Summer comes with all kinds of fun – picnics in the park, long walks in nature, laying under the sun, working out outdoors, you name it, you can do it. But one important thing most people don’t pay enough attention to is the negative effect heat stroke can actually have on your body.
Pushing yourself during your exercise routine in harsh heat can become a serious health issue if you ignore certain warning signs, so let’s take a look at what heat stroke is, how you can identify it, and see what you can do to stop it in its tracks before things get out of hand (so that you can actually enjoy all that effort you’re putting into your routine!)
The difference between heat stroke and heat exhaustion
Firstly, heat stroke is the worse end of a big spectrum of heat-related conditions, heat exhaustion being one of them. Exertional heat stroke is the type that is associated with exercising in the heat and is quite a serious condition. This happens when the body can no longer control its temperature and therefore begins to skyrocket.
Symptoms of heat stroke
Watching out for specific symptoms is key – like nausea, constant pounding headaches, a racing pulse, high temperature, confusion or dry skin. When heat stroke symptoms become this severe, it means that you’ve passed your ‘thermal threshold’ and it is critical to cool down as soon as possible. A temperature of above 40 degrees can damage the cells in your body or can even cause enough harm to actually kill them. Really dramatic cases can be ending up in a coma, facing unconsciousness and even having organ failure.
Causes of heat stroke
Dehydration is the number one cause of heat stroke. When you’re dehydrated while exercising, your heart struggles to pump enough blood to keep up your circulation – which then becomes strained and can overheat your muscles too causing damage to the tissues.
Even though the body instinctively sends more blood flow to the skin to help it produce more sweat, which enables your body to stay cool, drinking enough water is key to feeling happy and healthy. In extreme heat, less water can be absorbed in your gut, and if not properly hydrated, can lead to further digestive issues too like leaky gut syndrome and can even allow toxins to enter your bloodstream.
Heat stroke treatment
We’re not saying that you have to ditch your outdoor workouts, rather keep the following tips in mind to help you prevent and avoid heat stroke and actually reap the benefits of all the exercise you’re doing!
1. Make sure you’re hydrated and cool
Make sure to start hydrating before you begin to work out, especially if you’re doing endurance training or running long distances. There are little tips you can do as well to help you stay as cool as possible, like wearing the right activewear that promotes cooling, wearing a cap and taking a cold blast shower before you work out.

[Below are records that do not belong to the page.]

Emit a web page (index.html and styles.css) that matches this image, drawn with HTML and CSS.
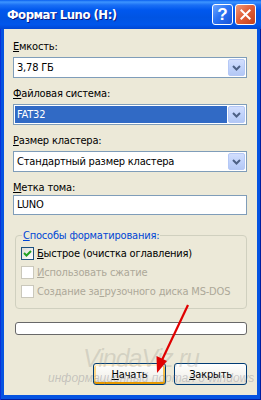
FILE: index.html
```html
<!DOCTYPE html>
<html lang="ru">

<head>
    <meta charset="UTF-8">
    <meta name="viewport" content="width=device-width, initial-scale=1.0">
    <title>Формат Luno (H:)</title>
    <link rel="stylesheet" href="styles.css">
</head>

<body>
    <div class="window">
        <div class="titlebar">
            <span class="title">Формат Luno (H:)</span>
            <span class="caption-btn help">?</span>
            <span class="caption-btn close">
                <svg width="21" height="21" viewBox="0 0 21 21">
                    <path d="M6 6 L15 15 M15 6 L6 15" stroke="#fff" stroke-width="2.2" stroke-linecap="square" fill="none"/>
                </svg>
            </span>
        </div>

        <div class="client">
            <div class="field">
                <label class="label"><u>Е</u>мкость:</label>
                <div class="combo">
                    <span class="combo-text">3,78 ГБ</span>
                    <span class="combo-arrow">
                        <svg width="17" height="17" viewBox="0 0 17 17"><path d="M5 7 L8.5 10.5 L12 7" stroke="#4d6185" stroke-width="2" fill="none"/></svg>
                    </span>
                </div>
            </div>
            <div class="field">
                <label class="label"><u>Ф</u>айловая система:</label>
                <div class="combo">
                    <span class="combo-text selected">FAT32</span>
                    <span class="combo-arrow">
                        <svg width="17" height="17" viewBox="0 0 17 17"><path d="M5 7 L8.5 10.5 L12 7" stroke="#4d6185" stroke-width="2" fill="none"/></svg>
                    </span>
                </div>
            </div>
            <div class="field">
                <label class="label"><u>Р</u>азмер кластера:</label>
                <div class="combo">
                    <span class="combo-text">Стандартный размер кластера</span>
                    <span class="combo-arrow">
                        <svg width="17" height="17" viewBox="0 0 17 17"><path d="M5 7 L8.5 10.5 L12 7" stroke="#4d6185" stroke-width="2" fill="none"/></svg>
                    </span>
                </div>
            </div>
            <div class="field">
                <label class="label label-tight"><u>М</u>етка тома:</label>
                <div class="textbox">LUNO</div>
            </div>

            <fieldset class="group">
                <legend><u>С</u>пособы форматирования:</legend>
                <div class="check-row">
                    <span class="check checked">
                        <svg width="11" height="11" viewBox="0 0 11 11"><path d="M2 5 L4.5 7.5 L9 3" stroke="#21a121" stroke-width="2" fill="none"/></svg>
                    </span>
                    <span><u>Б</u>ыстрое (очистка оглавления)</span>
                </div>
                <div class="check-row disabled">
                    <span class="check"></span>
                    <span><u>И</u>спользовать сжатие</span>
                </div>
                <div class="check-row disabled">
                    <span class="check"></span>
                    <span>Создание за<u>г</u>рузочного диска MS-DOS</span>
                </div>
            </fieldset>

            <div class="progress"></div>

            <div class="buttons">
                <button class="btn hot"><u>Н</u>ачать</button>
                <button class="btn"><u>З</u>акрыть</button>
            </div>
        </div>

        <div class="watermark">
            <div class="wm-big">VindaViz.ru</div>
            <div class="wm-small">информационный портал о windows</div>
        </div>

        <svg class="annotation" width="261" height="400" viewBox="0 0 261 400">
            <path d="M188 305 L162 360" stroke="#e00000" stroke-width="2.2" fill="none"/>
            <path d="M157 373 L156.5 356 L167 361 Z" fill="#e00000"/>
        </svg>
    </div>
</body>

</html>
```

FILE: styles.css
```css
* {
    box-sizing: border-box;
}

body {
    margin: 0;
    background-color: #ffffff;
    font-family: "DejaVu Sans Condensed", "DejaVu Sans", sans-serif;
    font-stretch: condensed;
    font-size: 11px;
    letter-spacing: -0.2px;
    color: #000000;
}

.window {
    position: relative;
    width: 261px;
    height: 400px;
    display: flex;
    flex-direction: column;
    background-color: #0553e1;
    box-shadow: inset 1px 0 0 #0831d9, inset -1px 0 0 #001ea0, inset 0 -1px 0 #001ea0;
}

.titlebar {
    height: 29px;
    display: flex;
    align-items: center;
    gap: 2px;
    padding: 0 5px 0 7px;
    background: linear-gradient(to bottom, #0a5fef 0, #3d95ff 2px, #1a6ff5 5px, #0058ee 10px, #0054e3 60%, #0056eb 85%, #0047d4 100%);
}

.title {
    flex: 1;
    color: #ffffff;
    font-weight: bold;
    font-size: 13px;
    letter-spacing: -0.5px;
    text-shadow: 1px 1px 0 #0a1883;
}

.caption-btn {
    width: 21px;
    height: 21px;
    border: 1px solid #ffffff;
    border-radius: 3px;
    display: flex;
    align-items: center;
    justify-content: center;
}

.help {
    background: linear-gradient(135deg, #6ea5ff 0%, #2b74f4 45%, #1853d8 100%);
    color: #ffffff;
    font-family: "Liberation Sans", sans-serif;
    font-weight: bold;
    font-size: 17px;
    letter-spacing: 0;
}

.close {
    background: linear-gradient(135deg, #f09a7a 0%, #e1603a 45%, #c3401b 100%);
}

.client {
    flex: 1;
    margin: 0 4px 5px 4px;
    padding: 11px 10px 0 9px;
    background-color: #ece9d8;
}

.label {
    display: block;
    line-height: 13px;
    margin-bottom: 4px;
}

.label-tight {
    margin-bottom: 1px;
}

.combo {
    height: 21px;
    margin-bottom: 9px;
    padding: 1px;
    border: 1px solid #7f9db9;
    background-color: #ffffff;
    display: flex;
}

.combo-text {
    flex: 1;
    height: 17px;
    line-height: 17px;
    padding-left: 2px;
}

.combo-text.selected {
    background-color: #316ac5;
    color: #ffffff;
    margin-right: 1px;
}

.combo-arrow {
    width: 17px;
    height: 17px;
    border: 1px solid #b5c8f6;
    border-radius: 2px;
    background: linear-gradient(to bottom, #d2defd 0%, #c1d3fb 50%, #b3c8f5 100%);
    display: flex;
}

.combo-arrow svg {
    margin: -1px;
}

.textbox {
    height: 20px;
    line-height: 18px;
    padding-left: 3px;
    border: 1px solid #7f9db9;
    background-color: #ffffff;
}

.group {
    margin: 14px 0 0 2px;
    padding: 2px 0 7px 5px;
    border: 1px solid #d0d0bf;
    border-radius: 4px;
    min-width: 0;
}

.group legend {
    margin-left: 1px;
    padding: 0 1px;
    line-height: 13px;
    color: #0046d5;
}

.check-row {
    height: 19px;
    display: flex;
    align-items: center;
    gap: 3px;
}

.check {
    width: 13px;
    height: 13px;
    border: 1px solid #1c5180;
    background: linear-gradient(135deg, #dcdcd7 0%, #ffffff 100%);
}

.check-row.disabled {
    color: #aca899;
}

.check-row.disabled .check {
    border-color: #cac8bb;
    background: #ffffff;
}

.progress {
    height: 13px;
    margin: 13px 0 0 2px;
    border: 1px solid #686868;
    border-radius: 3px;
    background-color: #ffffff;
}

.buttons {
    margin-top: 28px;
    display: flex;
    justify-content: flex-end;
    gap: 8px;
}

.btn {
    width: 73px;
    height: 22px;
    padding: 0;
    border: 1px solid #003c74;
    border-radius: 3px;
    background: linear-gradient(to bottom, #ffffff 0%, #f4f3ee 60%, #e3e0d4 100%);
    font-family: inherit;
    font-size: 11px;
    letter-spacing: inherit;
    color: #000000;
}

.btn.hot {
    box-shadow: inset 0 2px 0 #fff0cf, inset 0 -2px 0 #e59700, inset 2px 0 0 #fbd88a, inset -2px 0 0 #f5c04f;
}

.watermark {
    position: absolute;
    left: 0;
    top: 344px;
    width: 261px;
    pointer-events: none;
    font-family: "Liberation Sans", sans-serif;
    font-style: italic;
    letter-spacing: 0;
}

.wm-big {
    margin-left: 83px;
    font-size: 25px;
    line-height: 28px;
    letter-spacing: -1px;
    color: rgba(150, 148, 140, 0.28);
}

.wm-small {
    margin: -1px 0 0 48px;
    font-size: 12px;
    line-height: 14px;
    color: rgba(120, 120, 135, 0.35);
}

.annotation {
    position: absolute;
    left: 0;
    top: 0;
    pointer-events: none;
}
```
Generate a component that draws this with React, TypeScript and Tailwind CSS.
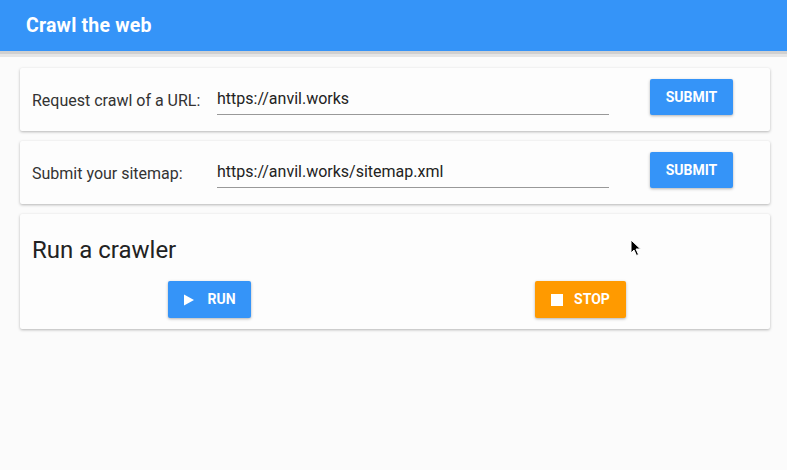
import React from "react";

function Row({ label, value }: { label: string; value: string }) {
  return (
    <div className="h-[63px] rounded-[2px] bg-[#fdfdfd] shadow-[0_1px_3px_rgba(0,0,0,0.28)] flex items-start pl-3">
      <div className="w-[185px] pt-[21px] text-[16px] text-[#333]">{label}</div>
      <div className="w-[392px] pt-[20px]">
        <div className="h-[27px] border-b border-[#999] text-[16px] text-[#222] leading-[22px]">{value}</div>
      </div>
      <button className="ml-[41px] mt-[11px] w-[83px] h-[36px] rounded-[2px] bg-[#3594f8] text-white text-[14px] font-bold shadow-[0_1px_3px_rgba(0,0,0,0.3)]">
        SUBMIT
      </button>
    </div>
  );
}

export default function App() {
  return (
    <div className="relative min-h-[470px] bg-[#fbfbfb] font-['Roboto',sans-serif]">
      <div className="h-[51px] bg-[#3594f8] flex items-center px-[26px]">
        <h1 className="text-white text-[19.5px] font-bold tracking-[0.2px]">Crawl the web</h1>
      </div>
      <div className="h-[3px] bg-[#d0d0d0]" />
      <div className="h-[3px] bg-[#e5e5e5]" />
      <div className="pl-5 pr-[17px] pt-[11px] flex flex-col gap-[10px]">
        <Row label="Request crawl of a URL:" value="https://anvil.works" />
        <Row label="Submit your sitemap:" value="https://anvil.works/sitemap.xml" />
        <div className="h-[115px] rounded-[2px] bg-[#fdfdfd] shadow-[0_1px_3px_rgba(0,0,0,0.28)] px-1 pt-[21px]">
          <h2 className="pl-2 text-[24px] text-[#222] leading-[30px]">Run a crawler</h2>
          <div className="grid grid-cols-2 mt-[16px]">
            <div className="flex justify-center">
              <button className="w-[83px] h-[37px] rounded-[2px] bg-[#3594f8] text-white text-[14px] font-bold flex items-center justify-center gap-[12px] shadow-[0_1px_3px_rgba(0,0,0,0.3)]">
                <svg width="12" height="12" viewBox="0 0 12 12"><path d="M1 0.5 L11 6 L1 11.5 Z" fill="white" /></svg>
                RUN
              </button>
            </div>
            <div className="flex justify-center">
              <button className="w-[91px] h-[37px] rounded-[2px] bg-[#ff9a00] text-white text-[14px] font-bold flex items-center justify-center gap-[11px] shadow-[0_1px_3px_rgba(0,0,0,0.3)]">
                <span className="w-[12px] h-[12px] bg-white" />
                STOP
              </button>
            </div>
          </div>
        </div>
      </div>
      <svg className="absolute left-[630px] top-[239px]" width="12" height="18" viewBox="0 0 12 18">
        <path d="M1 1 L1 14 L4 11 L6.5 16.5 L8.5 15.5 L6 10 L10.5 10 Z" fill="black" stroke="white" strokeWidth="1" />
      </svg>
    </div>
  );
}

2. Don’t push yourself through exhaustion
If you’re coming out of a summer cold or other illness, are hungover or have consumed quite a bit of alcohol the night before, go easy on yourself. No matter your fitness goals, if you overdo it, you’ll never achieve what you want if your health is compromised. Always check in with your doctor if you’ve recently been ill and want to do strenuous exercise, especially in extreme heat.
3. Take it slow
It takes the body a good 1-2 weeks to get used to exercising in hot temperatures, so it’s best to practice slowly and gradually so that your body gets used to the environment (so try not to overexert yourself doing a HIIT class in 30 degrees Celsius in the park!). Instead, start with 30 minutes then build up to 100 minutes every other day even, this way your body will learn how to manage its own cooling system.
Heat stroke treatment at home
There are a few quick and simple things you can try if you, a family member or a workout buddy feels the effects of heat stroke, sun stroke or heat exhaustion. Home remedies and natural solutions like cold hand towels on the head and ice packs on the body can quickly start the cool down process and reduce body temperature fast. Apply the cold to areas like the back of the neck, underarms and groins. You can even try spraying the body with cool water so that it absorbs through the skin and allows heat to release as well as drinking cold water immediately.
Make sure that you do not underestimate the seriousness of heat stroke. If your symptoms do not improve with these quick tips, make sure to seek medical help immediately. No matter how young and fit you may be, the sun is still stronger than us all!